Bagi perziarah di Sendangsono yang tidak bawa atau tidak punya uang tentu akan minder melihat rumah bagus di samping sendang yang dijadikan penginapan. Mungkin yang pertama terpikir adalah menginap di tempat itu mahal bayarnya. Mereka sama sekali tak akan menyangka bahwa untuk menginap di rumah itu bayarannya sukarela. Mau sejuta boleh, mau seratus ribu boleh, mau seribu rupiah...boleh. Mau tidak bayar pun, boleh. Bahkan untuk yang benar-benar tidak punya uang untuk biaya pulang, Sang Pemilik penginapan itu akan nyangoni! Kadang ketika ada orang bertanya, apakah bangunan itu penginapan, maka pemilik itu akan menjawab, ‘Bukan! Bukan penginapan, tetapi bisa untuk menginap.” Bangunan itu menjadi sarana baginya untuk berbagi.

Kecukupan
Seorang teman berkata, “Orang yang kecukupan itu, bila pendapatannya berupa deret ukur (berkali lipat) sedang pengeluarannya berupa deret hitung (bertambah-tambah).” Sambil mendengarkan aku manggut-manggut saja, mungkin itu alasannya orang tidak berbagi. Kita selalu terpaku bahwa berbagi itu mesti berwujud harta atau materi yang kita miliki.

Meski Secuwil
Apa ada yang protes, ketika mengikuti misa yang kebetulan hostinya tidak cukup lalu dipecah-pecah, hingga hanya dapat secuwil kecil? Jika ada yang protes maka sebesar apapun hosti yang diterimanya tidak akan berarti.

Biaya Sosial

Sebulan yang lalu banyak orang khususnya di pedesaan yang berkeluh kesah sama.
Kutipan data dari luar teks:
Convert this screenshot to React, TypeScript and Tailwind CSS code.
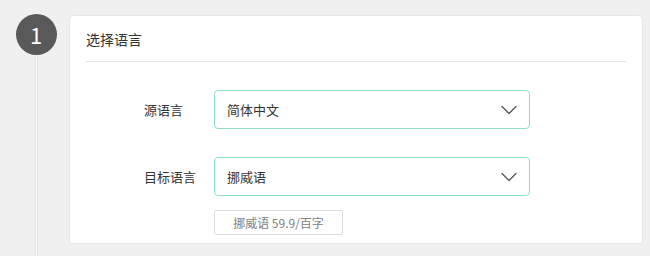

Banyak undangan, yang berarti banyaknya sumbangan yang harus diberikan. Itulah biaya sosial yang makin hari rasanya makin tak tertanggungkan. Semangat awal dari tradisi nyumbang adalah semangat berbagi, namun ketika ketetapan ukuran yang disebut ‘layak’ harus terus diikuti maka berbagi itu menjadi beban.
Sama halnya ketika kita terus berpikir berapa besar ‘layak’ nya kita berbagi maka akan semakin berat rasanya untuk berbagi.